_Problem_.
Reproduce all of the material word for word.
● ● ●
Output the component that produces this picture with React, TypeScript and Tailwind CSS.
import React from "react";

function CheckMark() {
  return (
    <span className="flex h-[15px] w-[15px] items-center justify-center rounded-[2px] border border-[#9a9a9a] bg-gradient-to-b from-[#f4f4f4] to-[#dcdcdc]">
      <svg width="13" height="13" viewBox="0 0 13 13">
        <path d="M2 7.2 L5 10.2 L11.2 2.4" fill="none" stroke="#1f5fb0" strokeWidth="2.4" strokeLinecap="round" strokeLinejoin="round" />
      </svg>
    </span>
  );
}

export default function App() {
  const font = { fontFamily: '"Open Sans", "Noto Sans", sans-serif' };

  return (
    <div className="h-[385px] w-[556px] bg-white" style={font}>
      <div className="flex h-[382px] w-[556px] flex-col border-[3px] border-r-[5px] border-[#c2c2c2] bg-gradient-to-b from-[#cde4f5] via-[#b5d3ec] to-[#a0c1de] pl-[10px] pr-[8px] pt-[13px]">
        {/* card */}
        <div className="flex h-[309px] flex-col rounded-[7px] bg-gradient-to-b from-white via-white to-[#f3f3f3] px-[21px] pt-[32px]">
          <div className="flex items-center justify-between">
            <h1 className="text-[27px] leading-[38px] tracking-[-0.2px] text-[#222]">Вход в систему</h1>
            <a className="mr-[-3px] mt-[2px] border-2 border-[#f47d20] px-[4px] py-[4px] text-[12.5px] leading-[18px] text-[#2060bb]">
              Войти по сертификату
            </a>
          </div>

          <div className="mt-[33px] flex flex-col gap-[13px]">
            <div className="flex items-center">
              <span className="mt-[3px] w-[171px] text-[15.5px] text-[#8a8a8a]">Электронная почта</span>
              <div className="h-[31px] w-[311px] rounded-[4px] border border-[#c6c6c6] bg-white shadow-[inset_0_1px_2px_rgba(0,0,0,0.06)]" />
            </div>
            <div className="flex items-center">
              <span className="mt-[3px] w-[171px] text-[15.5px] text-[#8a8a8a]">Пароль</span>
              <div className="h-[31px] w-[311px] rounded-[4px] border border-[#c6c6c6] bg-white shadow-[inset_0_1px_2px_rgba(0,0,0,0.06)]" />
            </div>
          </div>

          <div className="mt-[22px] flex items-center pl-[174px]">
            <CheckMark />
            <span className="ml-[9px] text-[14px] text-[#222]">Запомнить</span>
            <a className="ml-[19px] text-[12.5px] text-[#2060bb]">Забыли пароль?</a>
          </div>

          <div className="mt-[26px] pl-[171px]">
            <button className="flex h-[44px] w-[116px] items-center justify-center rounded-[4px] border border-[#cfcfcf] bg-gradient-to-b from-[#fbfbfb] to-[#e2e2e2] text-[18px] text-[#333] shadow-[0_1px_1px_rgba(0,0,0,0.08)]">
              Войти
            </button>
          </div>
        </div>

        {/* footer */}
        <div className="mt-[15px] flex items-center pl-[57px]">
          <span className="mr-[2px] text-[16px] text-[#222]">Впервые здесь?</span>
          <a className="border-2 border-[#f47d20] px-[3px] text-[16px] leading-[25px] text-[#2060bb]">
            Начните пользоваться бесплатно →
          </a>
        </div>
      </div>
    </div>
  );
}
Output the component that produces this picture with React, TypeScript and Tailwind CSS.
● ● ●
_Result of this exercise_.
Output the component that produces this picture with React, TypeScript and Tailwind CSS.
import React from "react";

function CheckMark() {
  return (
    <span className="flex h-[15px] w-[15px] items-center justify-center rounded-[2px] border border-[#9a9a9a] bg-gradient-to-b from-[#f4f4f4] to-[#dcdcdc]">
      <svg width="13" height="13" viewBox="0 0 13 13">
        <path d="M2 7.2 L5 10.2 L11.2 2.4" fill="none" stroke="#1f5fb0" strokeWidth="2.4" strokeLinecap="round" strokeLinejoin="round" />
      </svg>
    </span>
  );
}

export default function App() {
  const font = { fontFamily: '"Open Sans", "Noto Sans", sans-serif' };

  return (
    <div className="h-[385px] w-[556px] bg-white" style={font}>
      <div className="flex h-[382px] w-[556px] flex-col border-[3px] border-r-[5px] border-[#c2c2c2] bg-gradient-to-b from-[#cde4f5] via-[#b5d3ec] to-[#a0c1de] pl-[10px] pr-[8px] pt-[13px]">
        {/* card */}
        <div className="flex h-[309px] flex-col rounded-[7px] bg-gradient-to-b from-white via-white to-[#f3f3f3] px-[21px] pt-[32px]">
          <div className="flex items-center justify-between">
            <h1 className="text-[27px] leading-[38px] tracking-[-0.2px] text-[#222]">Вход в систему</h1>
            <a className="mr-[-3px] mt-[2px] border-2 border-[#f47d20] px-[4px] py-[4px] text-[12.5px] leading-[18px] text-[#2060bb]">
              Войти по сертификату
            </a>
          </div>

          <div className="mt-[33px] flex flex-col gap-[13px]">
            <div className="flex items-center">
              <span className="mt-[3px] w-[171px] text-[15.5px] text-[#8a8a8a]">Электронная почта</span>
              <div className="h-[31px] w-[311px] rounded-[4px] border border-[#c6c6c6] bg-white shadow-[inset_0_1px_2px_rgba(0,0,0,0.06)]" />
            </div>
            <div className="flex items-center">
              <span className="mt-[3px] w-[171px] text-[15.5px] text-[#8a8a8a]">Пароль</span>
              <div className="h-[31px] w-[311px] rounded-[4px] border border-[#c6c6c6] bg-white shadow-[inset_0_1px_2px_rgba(0,0,0,0.06)]" />
            </div>
          </div>

          <div className="mt-[22px] flex items-center pl-[174px]">
            <CheckMark />
            <span className="ml-[9px] text-[14px] text-[#222]">Запомнить</span>
            <a className="ml-[19px] text-[12.5px] text-[#2060bb]">Забыли пароль?</a>
          </div>

          <div className="mt-[26px] pl-[171px]">
            <button className="flex h-[44px] w-[116px] items-center justify-center rounded-[4px] border border-[#cfcfcf] bg-gradient-to-b from-[#fbfbfb] to-[#e2e2e2] text-[18px] text-[#333] shadow-[0_1px_1px_rgba(0,0,0,0.08)]">
              Войти
            </button>
          </div>
        </div>

        {/* footer */}
        <div className="mt-[15px] flex items-center pl-[57px]">
          <span className="mr-[2px] text-[16px] text-[#222]">Впервые здесь?</span>
          <a className="border-2 border-[#f47d20] px-[3px] text-[16px] leading-[25px] text-[#2060bb]">
            Начните пользоваться бесплатно →
          </a>
        </div>
      </div>
    </div>
  );
}
Output the component that produces this picture with React, TypeScript and Tailwind CSS.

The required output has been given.